Intervention of Professor Laura Palazzini
“Converging technologies” arise from the combination of biotechnology (technologies applied to living systems, such as mRNA), information technology (technologies that process and correlate data with AI), cognitive science (neuroscience and neurotechnology) and nanoscience (the nanoscale technologies). The innovation brought by converging technologies is not the sum of the results of the four dimensions of science, but the result of their systemic interaction. The common goal is to contribute to the betterment of man and society.
There are “breakthrough” innovations taking place, which can on the one hand open up extraordinary opportunities for treating diseases that were unimaginable just a few years ago or improving social interactions, but on the other hand can lead (and in part are already leading) to a radical modification of man, society, and humanity in an 'empowering' sense. Think, for example, of the brain-computer interface that can enable paralyzed patients to communicate or activate a command, but also just artificially enhance mental abilities in healthy individuals.
Speed, complexity, the breadth of applications (in medicine and beyond medicine), and the blurring of traditionally distinct realms (e.g., therapy and empowerment; natural and artificial; physical and virtual) are the constitutive features of technologies that are opening a new chapter for ethical reflection as well. Some speak of "utopian dreams," others of "apocalyptic nightmares."
The theoretical debate, in its beginnings, outlined the divide between optimistic technophiles who exalt emerging technologies and pessimistic technophobes who demonize technologies. But this is not a matter of choosing between these two extremes, but of reflecting, on a case-by-case basis, on each technology and application, in order to highlight to what extent progress can be allowed and regulated from a human-centric perspective (against technocracy and technocentrism), which puts at the center human dignity and the common good of society understood in a global sense.
Ethics is called to reflect dynamically and integrally on technological design, in different contexts, with a cautious approach. The aim is to justify the limits of technological and scientific development -particularly in its radical invasive and irreversible forms.

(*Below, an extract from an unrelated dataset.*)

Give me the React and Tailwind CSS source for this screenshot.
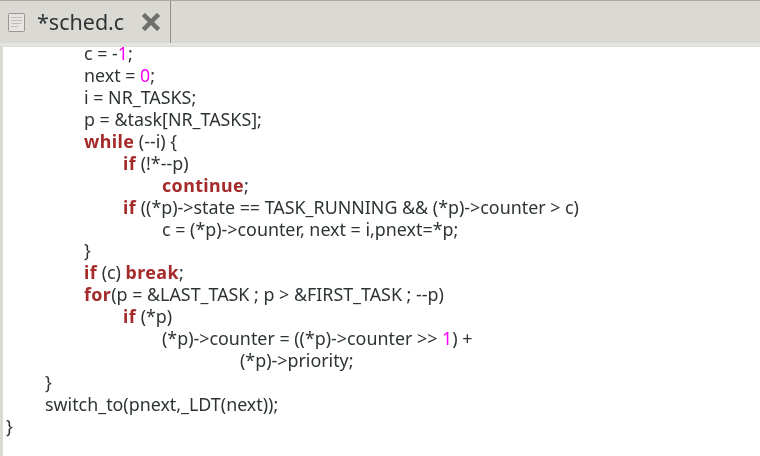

The risk is that the yearning for perfection may make one forget the natural limitation of man, who forgets himself by 'playing God'.
A reflection is crucial that puts back on the table the question of the limits of modification of man and human nature in the light of the defense of human dignity (against reductionism), physical and psychic integrity, protection of the authenticity of what is human, security and privacy, freedom against technological pervasiveness, the possibility of personal development under conditions of social and global justice with equitable distribution and fair access, and both social and environmental sustainability.
In this horizon of thought what is increasingly urgent is the formulation and implementation of new rights for humans in the era of emerging technologies, which can establish the boundaries of technological advancement.